Cuando Hitler se asoma a la política -en medio de la terrible inflación que acogotaba al pueblo alemán tras la Primera Guerra Mundial, se dedicó a fomentar el miedo y a propugnar por la restauración la vieja grandeza de Alemania (“Make Alemania Great Again”), era considerado por las élites y la prensa, un simple payaso, “dandi” de “pelo engominado, maneras extravagantes y labia incontenible”, “histérico” poseído por un “ego demencial”, con una “voz gutural y estridente” y un “bigote de cepillo” que “se llenaba de saliva”.
Esa percepción de Hitler llevó a las élites políticas a pensar que podían domesticarlo y controlarlo en el poder, estrategia que, como se sabe, fracasó. Más exitosas en su colaboración con Hitler fueron aquellas empresas como BASF, Bayer, BMW, Deutsche Bank, Siemens y Volkswagen y los Musk y Bezos de la época, que se beneficiaron de su régimen y fueron claves para implementar la maquinaria genocida nazi.
Por su parte, la gran mayoría de intelectuales, como bien afirma Stefan Zweig, cuando leyeron “Mi lucha” de Hitler, “en vez de analizar el programa que contenía se burlaban de la ampulosidad de su prosa pedestre y aburrida”. Y muchos estaban confiados que Hitler no podría imponerse sobre la Constitución, los derechos y la separación de poder que los aseguraba.
Algo parecido ocurre con Donald Trump. La gran diferencia es que Trump no es un simple jefe a la Rousseau de una mayoría “resentida” que no sabe lo que quiere, sino que él mismo es un hombre resentido que, al triunfar electoralmente, pese a todos los escándalos, procesos y y condenas judiciales en su contra, como afirmaba Gregorio Marañón, siente “justificado su resentimiento” lo que “aumenta la vieja acritud” y su confesado deseo de venganza sobre sus oponentes políticos.

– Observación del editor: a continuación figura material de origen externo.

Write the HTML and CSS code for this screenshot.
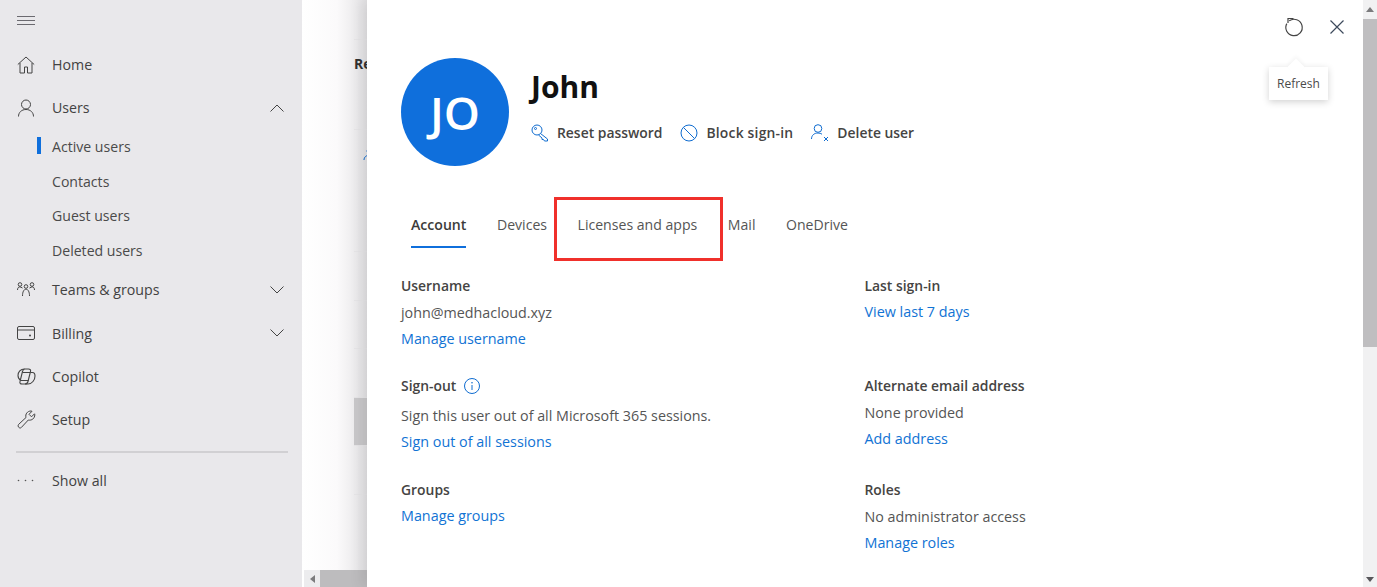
FILE: index.html
```html
<!DOCTYPE html>
<html lang="en">
<head>
    <meta charset="UTF-8">
    <title>Active users</title>
    <link rel="stylesheet" href="styles.css">
</head>
<body>
    <div class="app">
        <nav class="sidebar">
            <div class="menu-btn">
                <svg width="18" height="10" viewBox="0 0 18 10"><path d="M0 .5h18M0 4.500h18M0 8.500h18" stroke="#6b6a70" fill="none"/></svg>
            </div>
            <a class="nav-item">
                <span class="nav-icon"><svg width="18" height="18" viewBox="0 0 18 18"><path d="M.8 8.500 9 1l8.200 7.500M3 7v10h4.500v-6h3v6H15V7" stroke="#444" fill="none"/></svg></span>
                <span class="nav-text">Home</span>
            </a>
            <a class="nav-item">
                <span class="nav-icon"><svg width="18" height="18" viewBox="0 0 18 18"><circle cx="9" cy="5.500" r="4.500" stroke="#444" fill="none"/><path d="M1.500 17.500c0-4 3-7 7.500-7s7.500 3 7.500 7" stroke="#444" fill="none"/></svg></span>
                <span class="nav-text">Users</span>
                <svg class="chev" width="14" height="8" viewBox="0 0 14 8"><path d="M.5 7.500 7 1l6.500 6.500" stroke="#444" fill="none"/></svg>
            </a>
            <div class="sub-list">
                <a class="sub-item active">Active users</a>
                <a class="sub-item">Contacts</a>
                <a class="sub-item">Guest users</a>
                <a class="sub-item">Deleted users</a>
            </div>
            <a class="nav-item">
                <span class="nav-icon"><svg width="18" height="15" viewBox="0 0 18 15"><g stroke="#444" fill="none"><circle cx="3" cy="2.500" r="1.800"/><circle cx="9" cy="4.500" r="1.800"/><circle cx="15" cy="2.500" r="1.800"/><path d="M.5 8c0-2 1-3.200 2.500-3.200l2.500 1.200M17.500 8c0-2-1-3.200-2.500-3.200L12.500 6M5.500 14c0-4 1.300-6.800 3.500-6.800s3.500 2.800 3.500 6.800"/></g></svg></span>
                <span class="nav-text">Teams &amp; groups</span>
                <svg class="chev" width="14" height="8" viewBox="0 0 14 8"><path d="M.5.5 7 7 13.500.5" stroke="#444" fill="none"/></svg>
            </a>
            <a class="nav-item">
                <span class="nav-icon"><svg width="18" height="14" viewBox="0 0 18 14"><rect x=".5" y=".5" width="17" height="13" rx="1.500" stroke="#444" fill="none"/><path d="M.5 4h17" stroke="#444"/><circle cx="13" cy="9.500" r="1" fill="#444"/></svg></span>
                <span class="nav-text">Billing</span>
                <svg class="chev" width="14" height="8" viewBox="0 0 14 8"><path d="M.5.5 7 7 13.500.5" stroke="#444" fill="none"/></svg>
            </a>
            <a class="nav-item">
                <span class="nav-icon"><svg width="19" height="17" viewBox="0 0 19 17"><g stroke="#444" fill="none" stroke-width="1.100"><path d="M7.500 1C3.500 1 1 4 1 7.500 1 10 2 11.500 4 12.300"/><path d="M13.500 4.500h2C17 4.500 18 6 18 8c0 4-3 8-7 8H8"/><path d="M7.500 1h4c1.500 0 2.500 1 2 2.500l-2.500 10c-.4 1.500-1.500 2.500-3 2.500h-3c-1.700 0-2.500-1-2-2.500l2.500-10C6 2 6.500 1 7.500 1Z"/><path d="M5.500 4.500h8M3.800 12.500h7.700"/></g></svg></span>
                <span class="nav-text">Copilot</span>
            </a>
            <a class="nav-item">
                <span class="nav-icon"><svg width="19" height="19" viewBox="0 0 19 19"><path d="M1.500 14.500 9 7.500C8 4 10.500 1 14 1l1 .3-3 3 2.500 2.500 3-3 .3 1c0 3.500-3 6-6.500 5.200l-7 7.500c-1.500 1.500-4.300-.8-2.800-3Z" stroke="#444" fill="none"/></svg></span>
                <span class="nav-text">Setup</span>
            </a>
            <div class="nav-rule"></div>
            <a class="nav-item show-all">
                <span class="nav-icon dots"><svg width="17" height="3" viewBox="0 0 17 3"><circle cx="1.500" cy="1.500" r=".8" fill="#555"/><circle cx="8.500" cy="1.500" r=".8" fill="#555"/><circle cx="15.500" cy="1.500" r=".8" fill="#555"/></svg></span>
                <span class="nav-text">Show all</span>
            </a>
        </nav>

        <!-- page behind the panel, mostly hidden -->
        <div class="backdrop">
            <div class="back-rows">
                <div class="back-row back-head">Re</div>
                <div class="back-row back-user">
                    <svg width="14" height="14" viewBox="0 0 14 14"><circle cx="7" cy="4" r="3" stroke="#0f6cd0" fill="none"/><path d="M1 13c0-3 2.500-5 6-5s6 2 6 5" stroke="#0f6cd0" fill="none"/></svg>
                </div>
                <div class="back-row"></div>
                <div class="back-row"></div>
                <div class="back-row"></div>
                <div class="back-row back-selected"></div>
                <div class="back-row"></div>
                <div class="back-row"></div>
            </div>
            <div class="back-scroll">
                <span class="back-arrow"></span>
                <span class="back-thumb"></span>
            </div>
        </div>

        <section class="panel">
            <div class="panel-actions">
                <svg width="20" height="20" viewBox="0 0 20 20"><path d="M2.800 6.600A8.200 8.200 0 1 0 5.200 3.850" stroke="#444" fill="none" stroke-width="1.200"/><path d="M4 6V1.500h5.500" stroke="#444" fill="none" stroke-width="1.200"/></svg>
                <svg width="14" height="14" viewBox="0 0 14 14"><path d="m.5.500 13 13M13.500.500l-13 13" stroke="#3d4a5c" fill="none" stroke-width="1.200"/></svg>
            </div>
            <div class="tooltip">Refresh</div>

            <header class="user-head">
                <div class="avatar">JO</div>
                <div class="user-main">
                    <h1>John</h1>
                    <div class="user-actions">
                        <a class="action">
                            <svg width="18" height="18" viewBox="0 0 18 18"><g stroke="#0f6cd0" fill="none"><circle cx="6" cy="6" r="5"/><circle cx="4.500" cy="4.500" r="1"/><path d="m9.500 9.500 7 5.500v2h-3l-1-1.500h-1.500v-1.500l-3.500-3"/></g></svg>
                            <span>Reset password</span>
                        </a>
                        <a class="action action-wide">
                            <svg width="18" height="18" viewBox="0 0 18 18"><circle cx="9" cy="9" r="8" stroke="#0f6cd0" fill="none"/><path d="m3.500 3.500 11 11" stroke="#0f6cd0"/></svg>
                            <span>Block sign-in</span>
                        </a>
                        <a class="action">
                            <svg width="18" height="18" viewBox="0 0 18 18"><g stroke="#0f6cd0" fill="none"><circle cx="7" cy="4.500" r="3.800"/><path d="M.5 15c0-3.500 2.500-6 6.500-6 1.500 0 3 .4 4 1.200M13 13l4 4M17 13l-4 4"/></g></svg>
                            <span>Delete user</span>
                        </a>
                    </div>
                </div>
            </header>

            <div class="tabs">
                <a class="tab selected">Account</a>
                <a class="tab">Devices</a>
                <a class="tab">Licenses and apps</a>
                <a class="tab">Mail</a>
                <a class="tab">OneDrive</a>
                <div class="highlight"></div>
            </div>

            <div class="details">
                <div class="detail">
                    <div class="detail-label">Username</div>
                    <div class="detail-value">john@medhacloud.xyz</div>
                    <a class="detail-link">Manage username</a>
                </div>
                <div class="detail">
                    <div class="detail-label">Last sign-in</div>
                    <a class="detail-link">View last 7 days</a>
                </div>
                <div class="detail">
                    <div class="detail-label label-tall">Sign-out
                        <svg width="16" height="16" viewBox="0 0 16 16"><circle cx="8" cy="8" r="7.500" stroke="#0f6cd0" fill="none"/><path d="M8 7v5" stroke="#0f6cd0"/><circle cx="8" cy="4.700" r=".8" fill="#0f6cd0"/></svg>
                    </div>
                    <div class="detail-value">Sign this user out of all Microsoft 365 sessions.</div>
                    <a class="detail-link">Sign out of all sessions</a>
                </div>
                <div class="detail">
                    <div class="detail-label">Alternate email address</div>
                    <div class="detail-value">None provided</div>
                    <a class="detail-link">Add address</a>
                </div>
                <div class="detail">
                    <div class="detail-label">Groups</div>
                    <a class="detail-link">Manage groups</a>
                </div>
                <div class="detail">
                    <div class="detail-label">Roles</div>
                    <div class="detail-value">No administrator access</div>
                    <a class="detail-link">Manage roles</a>
                </div>
            </div>

            <div class="panel-scroll">
                <span class="scroll-up"></span>
                <span class="scroll-thumb"></span>
                <span class="scroll-down"></span>
            </div>
        </section>
    </div>
</body>
</html>
```

FILE: styles.css
```css
html, body {
    margin: 0;
    height: 100%;
    overflow: hidden;
}
body {
    font-family: "Open Sans", "Noto Sans", Arial, sans-serif;
    font-size: 14px;
    color: #323130;
    background-color: #fff;
}
.app {
    display: flex;
    height: 587px;
}

/* left nav */
.sidebar {
    width: 302px;
    flex: none;
    background-color: #e9e8eb;
    padding: 16px 14px 0 17px;
    box-sizing: border-box;
}
.menu-btn {
    height: 10px;
    margin-bottom: 17px;
    display: flex;
}
.nav-item {
    display: flex;
    align-items: center;
    height: 43.200px;
    color: #424242;
}
.nav-icon {
    width: 35px;
    flex: none;
    display: flex;
    align-items: center;
}
.nav-text {
    flex: 1;
    font-size: 14.200px;
}
.chev {
    margin-right: 4px;
}
.sub-list {
    padding-top: 1px;
}
.sub-item {
    display: block;
    height: 34.500px;
    line-height: 34.500px;
    padding-left: 35px;
    position: relative;
    color: #4a4a4a;
    font-size: 14.100px;
}
.sub-item.active::before {
    content: "";
    position: absolute;
    left: 20px;
    top: 7px;
    width: 4px;
    height: 17px;
    background-color: #0f6fdc;
}
.nav-rule {
    height: 2px;
    background-color: #d1d0d3;
    margin: 10px 0 5px -1px;
}
.show-all {
    height: 44px;
}

/* page under the panel */
.backdrop {
    flex: 1;
    position: relative;
    background: linear-gradient(to right, #fff 0, #fbfafb 35px, #e3e2e4 65px);
}
.back-rows {
    padding: 39px 0 0 52px;
}
.back-row {
    height: 48.500px;
    border-top: 1px solid #e6e5e7;
    box-sizing: border-box;
}
.back-head {
    height: 90px;
    padding-top: 14px;
    font-weight: 700;
    font-size: 14px;
}
.back-user {
    padding: 16px 0 0 9px;
    height: 122px;
}
.back-selected {
    background-color: #c9c8ca;
}
.back-scroll {
    position: absolute;
    left: 2px;
    right: 0;
    bottom: 0;
    height: 17px;
    background-color: #ececee;
    display: flex;
    align-items: center;
}
.back-arrow {
    margin-left: 6px;
    border-style: solid;
    border-width: 4px 5px 4px 0;
    border-color: transparent #7b7b7d transparent transparent;
}
.back-thumb {
    margin-left: 5px;
    flex: 1;
    height: 100%;
    background-color: #bdbcbe;
}

/* user panel */
.panel {
    position: absolute;
    left: 367px;
    top: 0;
    right: 0;
    bottom: 0;
    background-color: #fff;
    padding: 58px 0 0 34px;
    box-shadow: -6px 0 12px rgba(0,0,0,0.08);
}
.panel-actions {
    position: absolute;
    top: 17px;
    right: 33px;
    display: flex;
    align-items: center;
    gap: 26px;
}
.tooltip {
    position: absolute;
    top: 67px;
    left: 902px;
    padding: 8px;
    line-height: 17px;
    font-size: 12px;
    color: #4a4a4a;
    background-color: #fff;
    box-shadow: 0 2px 7px rgba(0,0,0,0.18);
}
.tooltip::before {
    content: "";
    position: absolute;
    top: -6px;
    left: 21px;
    width: 12px;
    height: 12px;
    background-color: #fff;
    transform: rotate(45deg);
    box-shadow: -2px -2px 4px rgba(0,0,0,0.04);
}
.user-head {
    display: flex;
    gap: 22px;
}
.avatar {
    width: 108px;
    height: 108px;
    border-radius: 50%;
    background-color: #0f6fdc;
    color: #fff;
    font-size: 46px;
    font-weight: 600;
    display: flex;
    align-items: center;
    justify-content: center;
}
.user-main h1 {
    margin: 7px 0 0;
    font-size: 30px;
    line-height: 44px;
    font-weight: 700;
    color: #111;
}
.user-actions {
    display: flex;
    gap: 18px;
    margin-top: 14px;
}
.action {
    display: flex;
    align-items: center;
    gap: 8px;
    font-size: 13.900px;
    font-weight: 600;
    color: #454443;
}
.action-wide span {
    letter-spacing: .2px;
}
.tabs {
    display: flex;
    position: relative;
    margin-top: 36px;
    padding-left: 10px;
    height: 46px;
    gap: 30.500px;
}
.tab {
    line-height: 46px;
    font-size: 14.100px;
    color: #555;
    box-sizing: border-box;
}
.tab.selected {
    font-weight: 600;
    color: #3c3b3a;
    border-bottom: 2px solid #0f6fdc;
}
.highlight {
    position: absolute;
    left: 153px;
    top: -5px;
    width: 169px;
    height: 64px;
    border: 3px solid #f0302b;
    box-sizing: border-box;
}
.details {
    display: grid;
    grid-template-columns: 463.500px 1fr;
    grid-template-rows: 100px 104px auto;
    margin-top: 25px;
}
.detail-label {
    display: flex;
    align-items: center;
    gap: 8px;
    height: 26px;
    padding-bottom: 1px;
    box-sizing: border-box;
    font-size: 13.900px;
    font-weight: 600;
    color: #454443;
}
.label-tall {
    margin-bottom: 3px;
}
.detail-value {
    height: 27px;
    line-height: 27px;
    font-size: 14.300px;
    color: #555;
}
.detail-link {
    display: block;
    height: 26px;
    line-height: 26px;
    font-size: 14.350px;
    color: #1173d4;
}
.panel-scroll {
    position: absolute;
    top: 0;
    right: 0;
    bottom: 0;
    width: 14px;
    background-color: #f1f1f2;
}
.scroll-up {
    display: block;
    margin: 7px auto 0;
    width: 0;
    border-style: solid;
    border-width: 0 4px 5px;
    border-color: transparent transparent #7b7b7d;
}
.scroll-thumb {
    position: absolute;
    top: 19px;
    left: 0;
    right: 0;
    height: 328px;
    background-color: #bfbec0;
}
.scroll-down {
    position: absolute;
    bottom: 5px;
    left: 3px;
    border-style: solid;
    border-width: 5px 4px 0;
    border-color: #57565a transparent transparent;
}
```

Trump es fascista si por fascismo entendemos aquella ideología que, mediante propaganda masiva de estrambóticas mentiras y teorías de la conspiración, promueve el odio hacia el otro, el diferente, sean pobres, mujeres, sexualmente “desviados”, opositores, miembros de minorías étnicas o religiosas, delincuentes, inmigrantes o racialmente “inferiores”, considerados malvados enemigos públicos a quienes es legítimo destruir.
Trump se aprovecha de que muchas personas quieren cometer atrocidades y, por eso, están dispuestas a creer cualquier mentira que las justifique (Dan Williams). Y las quieren cometer porque, sabiendo muy bien lo que hacen, “aun así lo hacen” (Žižek). Y lo hacen porque lo gozan y lo gozan porque otros lo sufren.
El perverso goce de muchos de los seguidores de Trump viene entonces por el placer que provoca humillar, degradar y excluir. Por eso, no quieren que desaparezcan sus enemigos porque, con su eliminación, es imposible sentir “el goce mismo que organiza la vida cotidiana del fascista” (Michael Downs) por la vía del placer de dominar a los demás, así como recibir, en el marco de la economía libidinal del fascismo y su “micropolítica del deseo”, los “salarios de la blancura y la masculinidad”, que es lo que nutre “el atractivo del espectáculo del poder fascista” (Jason Read).
En fin, Trump no ganó por la inflación sino porque hábilmente “consiguió identificar esas bajas pasiones, representarlas en su propia persona, alimentar su sed de revancha y generar la más poderosa maquinaria de creencias, bulos y sentimientos en forma de movilización electoral sin precedentes” (Antoni Gutiérrez-Rubí).